In the economics of politics, 'The Median Voter Outcome' stipulates that the best platform for a candidate is that of the median voter.

Assumptions:
1. The platform is unidimensionary, ie. two extremes of one issue.
2. Politician's aim is to win election, margin is irrelevant and there are only two candidates.
3. Voters have their own interest at heart, each voter has an ideal point and each voter will vote for the candidate whose platform is closest to his/her ideal point and all voters will vote.
4. Winner takes all.
It can be shown that the best possible position for a candidate to base their platform on is where the median voter's ideal point is.

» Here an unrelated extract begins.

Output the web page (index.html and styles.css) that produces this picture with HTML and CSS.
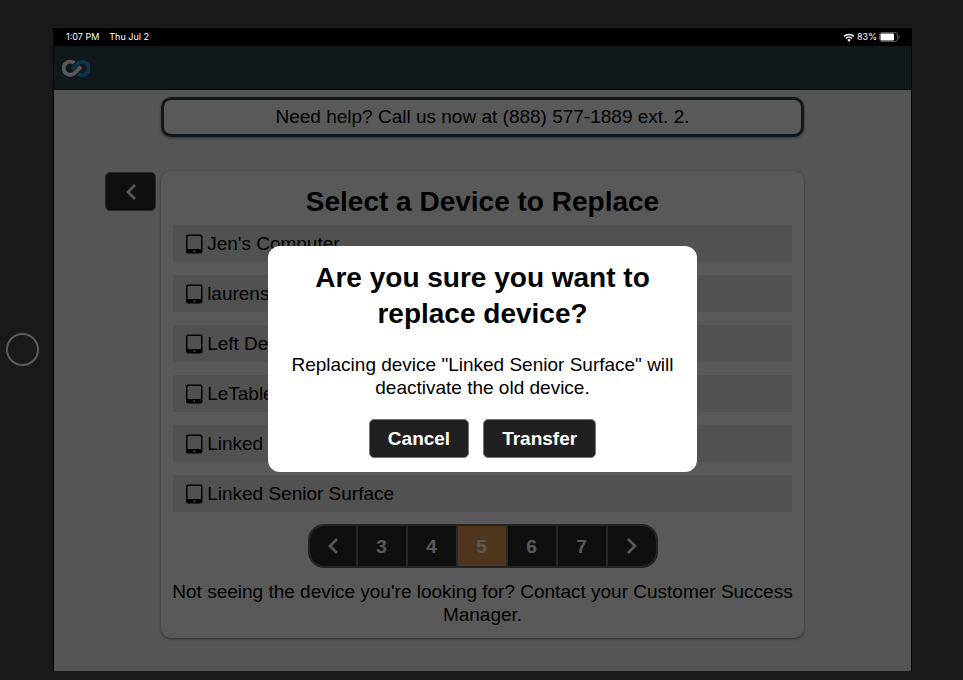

1. Draw a line representing the spectrum of possible ideal points.
2. Plot 11 points along the spectrum representing 11 different voters' ideal points and number them from left to right.
3. Place one candidate on the median voter (No. 6), and one candidate on any of ther other points. Regardless of where the other voter is, it is obvious that the candidate who set the platform at the median voter's ideal point will always win. (Eg. If the candidate is on 5 then he/she will receive 5 votes, but the 'median candidate' will receive 6 votes and win the election).
If both of them situate at the median, they will have the same probability of winning the election. However, if the assumption in 2) about only two candidates is relaxed, it can be shown that a third voter can enter and win the election -
1. Two candidates are both situated on the median (6) --> All voters are as likely to vote for one as the other.
2. If a third candidate enters and situates itself on 5, then he will certainly get 5 votes, but the remaining six will be divided among the other two candidates --> Three has a big chance of winning.
Note: Three will get 5 votes with a probability of 1 (certainty). The probability of one of the other candidates getting 6 votes is 2/64, and the probability of one of the other candidates getting 5 votes is 12/64.

The outcome is slightly different for an even number of candidates but it can still be shown that if all of the assumptions hold, the best position is still the medians.